Oliver Page

Oliver Page

“Traveler, there is no road; you make your own path as you walk… and when you look back, you see the path you will never travel again.”

Antonio Machado

About me

Photo of Oliver Page sitting in front of the Himalayas with a mug of tea

I grew up in London and now live in Surrey, England, with my wife and daughter. I am dual nationality, having been born to a Moroccan-Israeli mother and British father.

In my teen years, I decided to study medicine and qualify as a doctor. I also gained a bachelor’s degree in psychology during my degree. I then spent three years practising as a doctor in the NHS.

By that point, I was mostly working in psychiatry to help me decide whether to specialise in the field. For a long while, I had felt that psychiatry was the closest fit for my interests and temperament.

At the same time, something called me to pursue postgraduate studies in the philosophy of mental health. This proved to be a fateful decision. As I began questioning the limits of psychiatry as a branch of medicine, disillusionment set in.

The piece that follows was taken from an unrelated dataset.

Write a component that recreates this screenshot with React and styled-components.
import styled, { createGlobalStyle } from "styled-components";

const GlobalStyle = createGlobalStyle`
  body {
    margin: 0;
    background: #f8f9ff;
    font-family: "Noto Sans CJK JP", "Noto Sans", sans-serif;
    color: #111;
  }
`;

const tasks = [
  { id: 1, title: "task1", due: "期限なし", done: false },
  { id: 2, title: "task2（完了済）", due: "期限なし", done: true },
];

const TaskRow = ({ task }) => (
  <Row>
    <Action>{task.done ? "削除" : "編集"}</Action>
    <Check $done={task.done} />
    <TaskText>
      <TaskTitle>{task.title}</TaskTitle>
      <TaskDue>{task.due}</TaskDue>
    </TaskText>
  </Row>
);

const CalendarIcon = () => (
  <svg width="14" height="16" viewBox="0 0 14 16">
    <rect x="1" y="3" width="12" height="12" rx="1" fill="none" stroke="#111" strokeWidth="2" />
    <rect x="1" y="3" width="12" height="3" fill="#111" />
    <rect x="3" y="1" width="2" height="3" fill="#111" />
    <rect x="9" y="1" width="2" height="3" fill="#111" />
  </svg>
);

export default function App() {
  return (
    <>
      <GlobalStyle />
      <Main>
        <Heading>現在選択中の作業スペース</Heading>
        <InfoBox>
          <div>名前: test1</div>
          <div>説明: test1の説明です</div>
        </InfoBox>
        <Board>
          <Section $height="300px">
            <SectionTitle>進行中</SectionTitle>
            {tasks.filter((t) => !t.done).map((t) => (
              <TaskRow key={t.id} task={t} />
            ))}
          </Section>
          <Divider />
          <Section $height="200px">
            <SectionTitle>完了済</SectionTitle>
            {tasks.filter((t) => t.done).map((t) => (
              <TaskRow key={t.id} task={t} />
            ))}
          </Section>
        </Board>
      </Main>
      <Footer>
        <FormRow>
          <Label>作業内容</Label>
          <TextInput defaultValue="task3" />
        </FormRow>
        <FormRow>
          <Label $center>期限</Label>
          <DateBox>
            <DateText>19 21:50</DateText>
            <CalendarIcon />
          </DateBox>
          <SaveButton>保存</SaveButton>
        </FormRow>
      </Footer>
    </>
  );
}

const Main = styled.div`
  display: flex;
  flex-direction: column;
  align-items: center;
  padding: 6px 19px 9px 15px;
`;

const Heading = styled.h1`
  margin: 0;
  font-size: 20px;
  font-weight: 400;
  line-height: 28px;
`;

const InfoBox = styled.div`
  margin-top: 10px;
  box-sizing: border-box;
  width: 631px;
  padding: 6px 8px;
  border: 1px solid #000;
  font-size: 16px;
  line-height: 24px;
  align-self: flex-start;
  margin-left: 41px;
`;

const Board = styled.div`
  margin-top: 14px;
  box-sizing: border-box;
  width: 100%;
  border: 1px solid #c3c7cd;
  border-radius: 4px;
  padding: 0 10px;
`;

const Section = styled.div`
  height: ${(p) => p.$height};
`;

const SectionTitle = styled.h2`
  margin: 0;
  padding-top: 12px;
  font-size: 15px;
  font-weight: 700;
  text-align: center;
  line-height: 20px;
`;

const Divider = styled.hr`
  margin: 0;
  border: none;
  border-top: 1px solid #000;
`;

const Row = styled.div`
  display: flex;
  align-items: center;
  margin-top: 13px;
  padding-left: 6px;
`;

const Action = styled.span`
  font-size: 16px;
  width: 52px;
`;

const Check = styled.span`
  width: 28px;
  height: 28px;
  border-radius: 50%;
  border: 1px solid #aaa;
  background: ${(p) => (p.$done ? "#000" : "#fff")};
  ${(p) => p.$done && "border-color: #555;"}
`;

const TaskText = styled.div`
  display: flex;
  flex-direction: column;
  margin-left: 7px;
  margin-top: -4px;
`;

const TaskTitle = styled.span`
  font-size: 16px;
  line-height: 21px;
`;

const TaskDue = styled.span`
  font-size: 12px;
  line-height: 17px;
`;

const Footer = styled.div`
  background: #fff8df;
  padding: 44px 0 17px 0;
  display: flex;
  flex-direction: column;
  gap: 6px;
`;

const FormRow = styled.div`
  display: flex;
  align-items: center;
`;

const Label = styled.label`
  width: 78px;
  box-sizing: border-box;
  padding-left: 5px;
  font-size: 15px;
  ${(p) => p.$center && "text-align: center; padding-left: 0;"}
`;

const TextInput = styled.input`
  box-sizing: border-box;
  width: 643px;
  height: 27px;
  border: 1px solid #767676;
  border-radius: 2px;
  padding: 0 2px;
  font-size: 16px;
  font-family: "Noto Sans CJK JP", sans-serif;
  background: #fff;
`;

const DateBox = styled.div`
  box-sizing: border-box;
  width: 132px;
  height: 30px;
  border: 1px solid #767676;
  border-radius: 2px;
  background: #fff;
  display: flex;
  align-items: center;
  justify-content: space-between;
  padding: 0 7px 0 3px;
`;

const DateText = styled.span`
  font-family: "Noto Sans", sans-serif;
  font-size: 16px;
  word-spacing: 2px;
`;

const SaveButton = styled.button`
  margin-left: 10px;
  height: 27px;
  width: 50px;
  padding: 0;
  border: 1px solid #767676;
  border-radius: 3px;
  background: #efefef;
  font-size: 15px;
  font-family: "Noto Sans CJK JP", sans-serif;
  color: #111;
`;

Accompanying my doubt was a sense of personal crisis. Once clear, the path before me was now fading behind veils of mist. I was being led into a dark night, an unsettling period of soul-searching and wound-tending.

Stepping away from work helped me slow down and descend back into my body. Frozen sorrows began to thaw out, along with repressed passions and possibilities. I was surprised by the depths of my grief and the heights of my joy. I am still metabolising and alchemising these discoveries today, several years later.